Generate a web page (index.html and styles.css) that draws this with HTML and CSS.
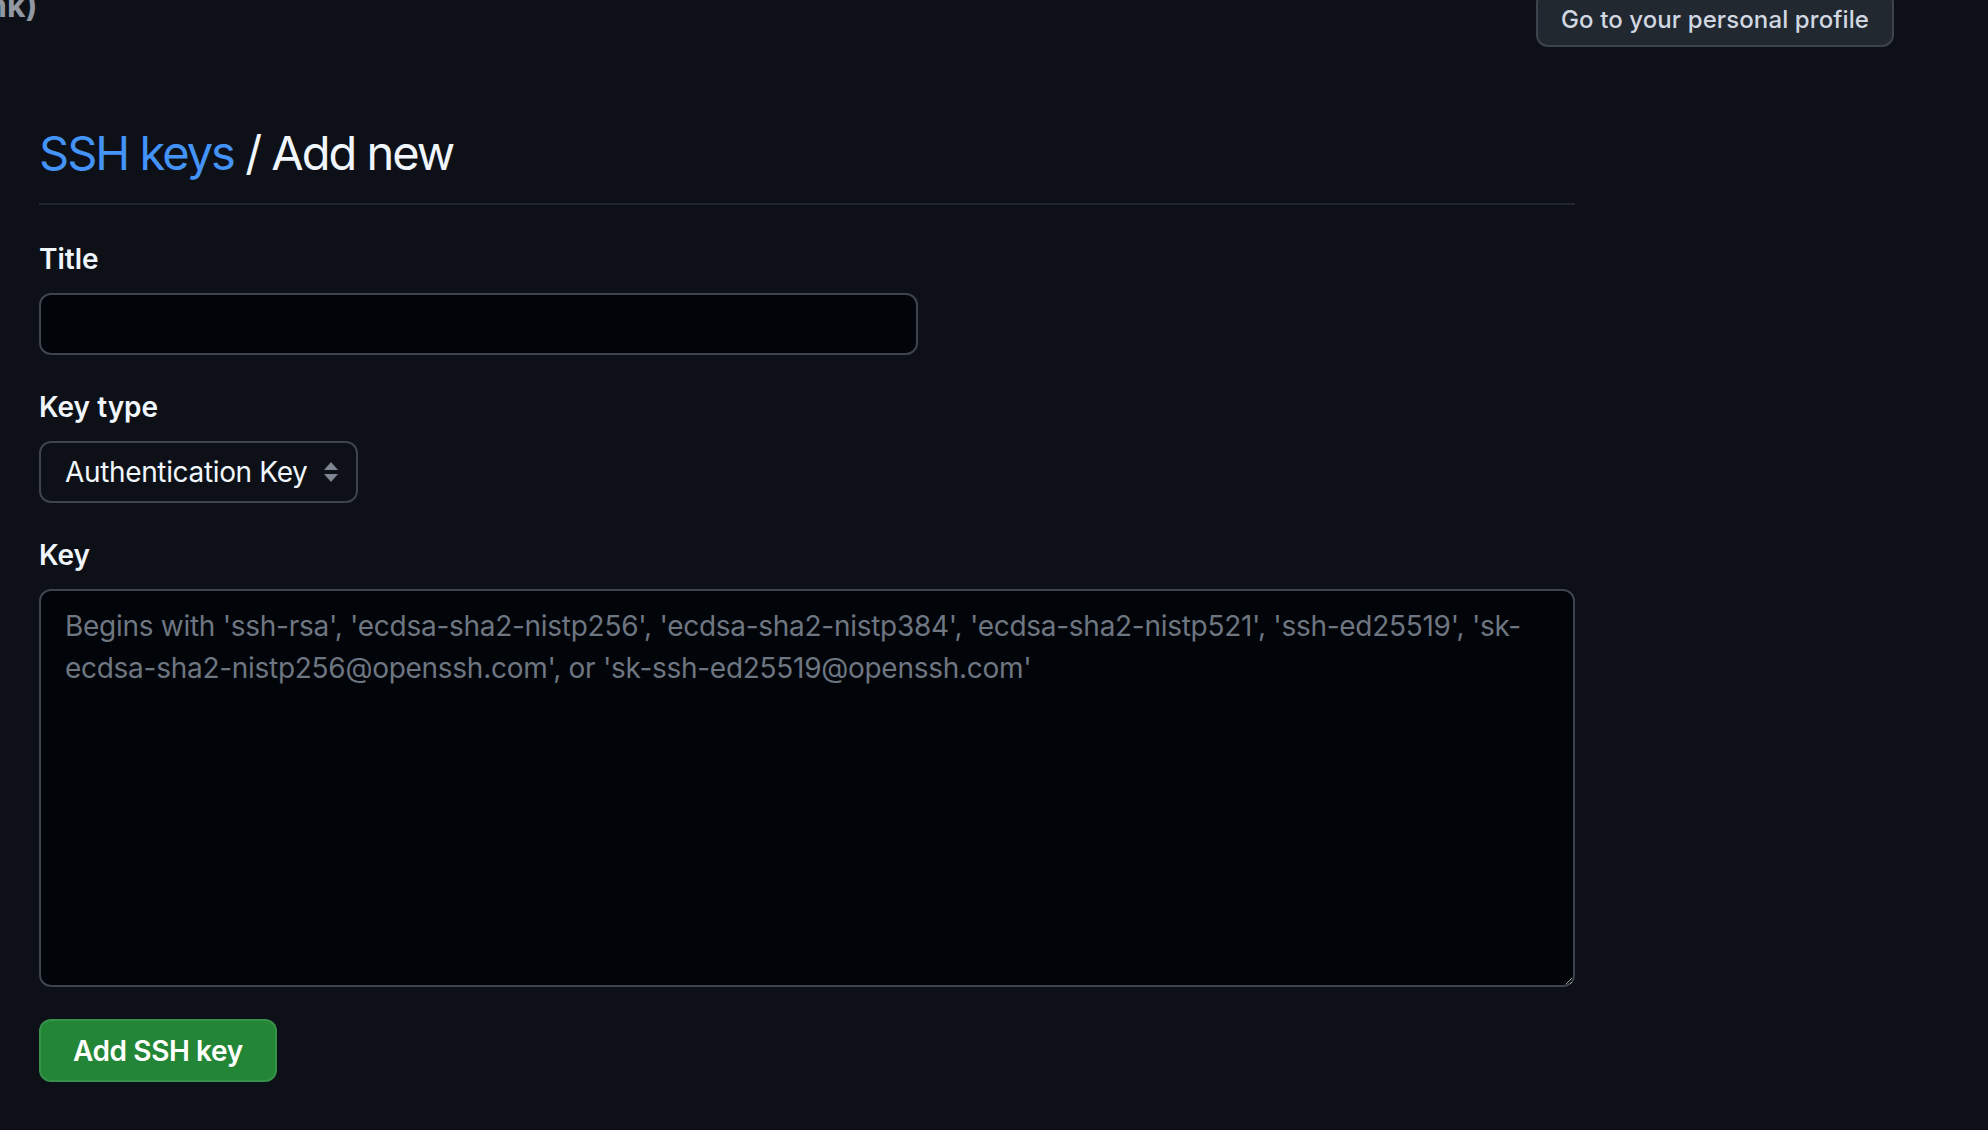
FILE: index.html
```html
<!DOCTYPE html>
<html lang="en">
<head>
<meta charset="utf-8">
<title>Add new SSH key</title>
<link rel="stylesheet" href="styles.css">
</head>
<body>
<div class="page">
  <div class="topbar">
    <span class="crumb">nk)</span>
    <button class="btn-profile" type="button">Go to your personal profile</button>
  </div>
  <main class="content">
    <h1 class="subhead"><a class="subhead-link" href="#">SSH keys</a> / Add new</h1>
    <form class="form">
      <div class="form-group">
        <label class="form-label" for="title">Title</label>
        <input class="form-input" id="title" type="text">
      </div>
      <div class="form-group">
        <label class="form-label">Key type</label>
        <div class="form-select">
          <span class="form-select-text">Authentication Key</span>
          <svg class="form-select-arrow" width="14" height="20" viewBox="0 0 14 20"><path d="M7 0 L14 8 H0 Z M7 20 L0 12 H14 Z" fill="#7d8590"/></svg>
        </div>
      </div>
      <div class="form-group">
        <label class="form-label" for="key">Key</label>
        <textarea class="form-textarea" id="key" placeholder="Begins with 'ssh-rsa', 'ecdsa-sha2-nistp256', 'ecdsa-sha2-nistp384', 'ecdsa-sha2-nistp521', 'ssh-ed25519', 'sk-ecdsa-sha2-nistp256@openssh.com', or 'sk-ssh-ed25519@openssh.com'"></textarea>
      </div>
      <button class="btn-primary" type="button">Add SSH key</button>
    </form>
  </main>
</div>
</body>
</html>
```

FILE: styles.css
```css
html, body {
  margin: 0;
  padding: 0;
  background: #0d1117;
}
body {
  font-family: Inter, "Liberation Sans", sans-serif;
  color: #f0f6fc;
  overflow: hidden;
  height: 1130px;
}
.page {
  padding-left: 39px;
  padding-right: 94px;
}
.topbar {
  display: flex;
  justify-content: space-between;
  align-items: flex-end;
  height: 47px;
}
.crumb {
  align-self: flex-start;
  margin-top: -12px;
  margin-left: -52px;
  font-size: 32px;
  font-weight: 700;
  line-height: 36px;
  color: #9198a1;
  white-space: nowrap;
}
.btn-profile {
  height: 56px;
  width: 358px;
  padding: 0 20px;
  border: 2px solid #3d444d;
  border-radius: 12px;
  background: #212830;
  color: #d1d7e0;
  font-family: inherit;
  font-size: 24px;
  font-weight: 500;
  letter-spacing: 0.1px;
  white-space: nowrap;
}
.content {
  width: 1536px;
}
.subhead {
  margin: 70px 0 0;
  padding-bottom: 14px;
  border-bottom: 2px solid #21262d;
  font-size: 47px;
  font-weight: 400;
  line-height: 72px;
  letter-spacing: -2px;
  color: #f0f6fc;
}
.subhead-link {
  color: #4493f8;
  text-decoration: none;
}
.form {
  display: flex;
  flex-direction: column;
  align-items: flex-start;
  padding-top: 33px;
}
.form-group {
  display: flex;
  flex-direction: column;
  align-items: flex-start;
  gap: 13px;
  margin-bottom: 31px;
}
.form-group:nth-child(3) {
  margin-bottom: 32px;
}
.form-label {
  font-size: 28px;
  font-weight: 600;
  line-height: 42px;
  color: #f0f6fc;
}
.form-input {
  box-sizing: border-box;
  width: 879px;
  height: 62px;
  border: 2px solid #3d444d;
  border-radius: 12px;
  background: #010409;
  color: #f0f6fc;
  font-family: inherit;
  font-size: 28px;
  padding: 0 24px;
  outline: none;
}
.form-select {
  box-sizing: border-box;
  width: 319px;
  height: 62px;
  display: flex;
  align-items: center;
  justify-content: space-between;
  padding: 0 18px 0 24px;
  border: 2px solid #3d444d;
  border-radius: 12px;
  background: #0d1117;
}
.form-select-text {
  font-size: 28px;
  letter-spacing: -0.35px;
  color: #f0f6fc;
  white-space: nowrap;
}
.form-select-arrow {
  display: block;
}
.form-textarea {
  box-sizing: border-box;
  width: 1536px;
  height: 398px;
  padding: 14px 24px;
  border: 2px solid #3d444d;
  border-radius: 12px;
  background: #010409;
  color: #f0f6fc;
  font-family: inherit;
  font-size: 28px;
  line-height: 42px;
  letter-spacing: -0.28px;
  outline: none;
  resize: vertical;
}
.form-textarea::placeholder {
  color: #6e7681;
}
.btn-primary {
  box-sizing: border-box;
  height: 63px;
  padding: 0 32px;
  border: 2px solid rgba(240, 246, 252, 0.1);
  border-radius: 12px;
  background: #238636;
  color: #ffffff;
  font-family: inherit;
  font-size: 28px;
  font-weight: 600;
  letter-spacing: -0.4px;
  white-space: nowrap;
}
```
☆ ☆ ☆ ☆ ☆
GIVEN INSTRUCTION | Using the data above, write out every line exactly, leaving the images behind.

SOLUTION |
Generate a web page (index.html and styles.css) that draws this with HTML and CSS.
FILE: index.html
```html
<!DOCTYPE html>
<html lang="en">
<head>
<meta charset="utf-8">
<title>Add new SSH key</title>
<link rel="stylesheet" href="styles.css">
</head>
<body>
<div class="page">
  <div class="topbar">
    <span class="crumb">nk)</span>
    <button class="btn-profile" type="button">Go to your personal profile</button>
  </div>
  <main class="content">
    <h1 class="subhead"><a class="subhead-link" href="#">SSH keys</a> / Add new</h1>
    <form class="form">
      <div class="form-group">
        <label class="form-label" for="title">Title</label>
        <input class="form-input" id="title" type="text">
      </div>
      <div class="form-group">
        <label class="form-label">Key type</label>
        <div class="form-select">
          <span class="form-select-text">Authentication Key</span>
          <svg class="form-select-arrow" width="14" height="20" viewBox="0 0 14 20"><path d="M7 0 L14 8 H0 Z M7 20 L0 12 H14 Z" fill="#7d8590"/></svg>
        </div>
      </div>
      <div class="form-group">
        <label class="form-label" for="key">Key</label>
        <textarea class="form-textarea" id="key" placeholder="Begins with 'ssh-rsa', 'ecdsa-sha2-nistp256', 'ecdsa-sha2-nistp384', 'ecdsa-sha2-nistp521', 'ssh-ed25519', 'sk-ecdsa-sha2-nistp256@openssh.com', or 'sk-ssh-ed25519@openssh.com'"></textarea>
      </div>
      <button class="btn-primary" type="button">Add SSH key</button>
    </form>
  </main>
</div>
</body>
</html>
```

FILE: styles.css
```css
html, body {
  margin: 0;
  padding: 0;
  background: #0d1117;
}
body {
  font-family: Inter, "Liberation Sans", sans-serif;
  color: #f0f6fc;
  overflow: hidden;
  height: 1130px;
}
.page {
  padding-left: 39px;
  padding-right: 94px;
}
.topbar {
  display: flex;
  justify-content: space-between;
  align-items: flex-end;
  height: 47px;
}
.crumb {
  align-self: flex-start;
  margin-top: -12px;
  margin-left: -52px;
  font-size: 32px;
  font-weight: 700;
  line-height: 36px;
  color: #9198a1;
  white-space: nowrap;
}
.btn-profile {
  height: 56px;
  width: 358px;
  padding: 0 20px;
  border: 2px solid #3d444d;
  border-radius: 12px;
  background: #212830;
  color: #d1d7e0;
  font-family: inherit;
  font-size: 24px;
  font-weight: 500;
  letter-spacing: 0.1px;
  white-space: nowrap;
}
.content {
  width: 1536px;
}
.subhead {
  margin: 70px 0 0;
  padding-bottom: 14px;
  border-bottom: 2px solid #21262d;
  font-size: 47px;
  font-weight: 400;
  line-height: 72px;
  letter-spacing: -2px;
  color: #f0f6fc;
}
.subhead-link {
  color: #4493f8;
  text-decoration: none;
}
.form {
  display: flex;
  flex-direction: column;
  align-items: flex-start;
  padding-top: 33px;
}
.form-group {
  display: flex;
  flex-direction: column;
  align-items: flex-start;
  gap: 13px;
  margin-bottom: 31px;
}
.form-group:nth-child(3) {
  margin-bottom: 32px;
}
.form-label {
  font-size: 28px;
  font-weight: 600;
  line-height: 42px;
  color: #f0f6fc;
}
.form-input {
  box-sizing: border-box;
  width: 879px;
  height: 62px;
  border: 2px solid #3d444d;
  border-radius: 12px;
  background: #010409;
  color: #f0f6fc;
  font-family: inherit;
  font-size: 28px;
  padding: 0 24px;
  outline: none;
}
.form-select {
  box-sizing: border-box;
  width: 319px;
  height: 62px;
  display: flex;
  align-items: center;
  justify-content: space-between;
  padding: 0 18px 0 24px;
  border: 2px solid #3d444d;
  border-radius: 12px;
  background: #0d1117;
}
.form-select-text {
  font-size: 28px;
  letter-spacing: -0.35px;
  color: #f0f6fc;
  white-space: nowrap;
}
.form-select-arrow {
  display: block;
}
.form-textarea {
  box-sizing: border-box;
  width: 1536px;
  height: 398px;
  padding: 14px 24px;
  border: 2px solid #3d444d;
  border-radius: 12px;
  background: #010409;
  color: #f0f6fc;
  font-family: inherit;
  font-size: 28px;
  line-height: 42px;
  letter-spacing: -0.28px;
  outline: none;
  resize: vertical;
}
.form-textarea::placeholder {
  color: #6e7681;
}
.btn-primary {
  box-sizing: border-box;
  height: 63px;
  padding: 0 32px;
  border: 2px solid rgba(240, 246, 252, 0.1);
  border-radius: 12px;
  background: #238636;
  color: #ffffff;
  font-family: inherit;
  font-size: 28px;
  font-weight: 600;
  letter-spacing: -0.4px;
  white-space: nowrap;
}
```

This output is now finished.